LinkedIn, LNKD, Stock Down 5 Percent Despite Blockbuster Earnings

Shares of LinkedIn Corporation (NYSE: LNKD) traded down about 5 percent in today’s after-hours session. The Mountain View, California-based social network reported second quarter 2015 financial results after the close of regular trading today.

Analysts who follow LNKD had been forecasting per share earnings of $0.30 and revenues of $679.8 million. LinkedIn management reported actual EPS of $0.55 and revenues of $711.7 million beating expectations by 83 percent and 4 percent respectively. The 83 percent LNKD EPS beat demonstrates particular strength on the part of management.

Quarterly revenues for LinkedIn Corporation.

Research firms had been forecasting third quarter LNKD EPS at $0.43 on revenues of $743.7 million and full-year LNKD EPS at $1.93 on revenues of $2.91 billion.

This evening, LinkedIn management provided third quarter and full-year LNKD per share earnings guidance of $0.43 and $2.19 respectively. The full-year 2015 LNKD EPS guidance is notably above the $1.93 expected from Wall Street.

Still, the market reacted with ambivalence and sent LNKD shares down close to 5 percent. Going into the report, LNKD shares were pretty much even on the year, down about 1 percent.

LNKD shares in 2015.

LinkedIn provided third quarter revenue guidance of $745- to $750 million and full-year revenue guidance of $2.94 billion, again nicely above previous expectations.

It is often said that a market’s reaction to news is more important than the news itself. Fellow social networks Twitter (NYSE: TWTR) and Facebook (NASDAQ: FB) also sold-off on their earnings. Was the market looking for an even bigger EPS beat from LNKD? Was it hoping that LinkedIn sales guidance would be even higher, than the already higher guidance given? Is there underlying weakness that is just beginning to show itself in FB, TWTR and LNKD shares?

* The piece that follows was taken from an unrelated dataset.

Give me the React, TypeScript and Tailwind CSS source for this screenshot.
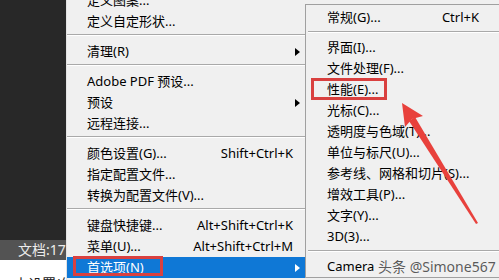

It is also said that one day does not a rally make or break — after-hours markets are notoriously fickle. Trade in LNKD shares tomorrow may provide a more meaningful indication of investor sentiment.

LinkedIn earnings are valued highly by the market and have become so because they have consistently offered superior EPS growth to most other companies. The forward-looking 2016 price/earnings ratio for LNKD shares is a remarkably high 67.81. It also carries a price to earnings growth ratio of 2.91: again extremely high.

Stocks that produce large share price increases, like LNKD, tend to have high PE and PEG ratios. The market puts a premium on quality. Over the past five years, LinkedIn management has grown LNKD EPS at an average annual rate of 78.9 percent. Over the next five years, annual LNKD EPS growth was seen at 48.3 percent, before this evening’s announcement.

The average analyst firm rating on LNKD shares before today was 2.0, where 1.0 is a strong buy and 5.0 a sell. The average LNKD price target among the 37 firms publishing them was $254.22 and ranged from $172 to $307. Revisions to analyst LNKD EPS estimates and share price targets are likely.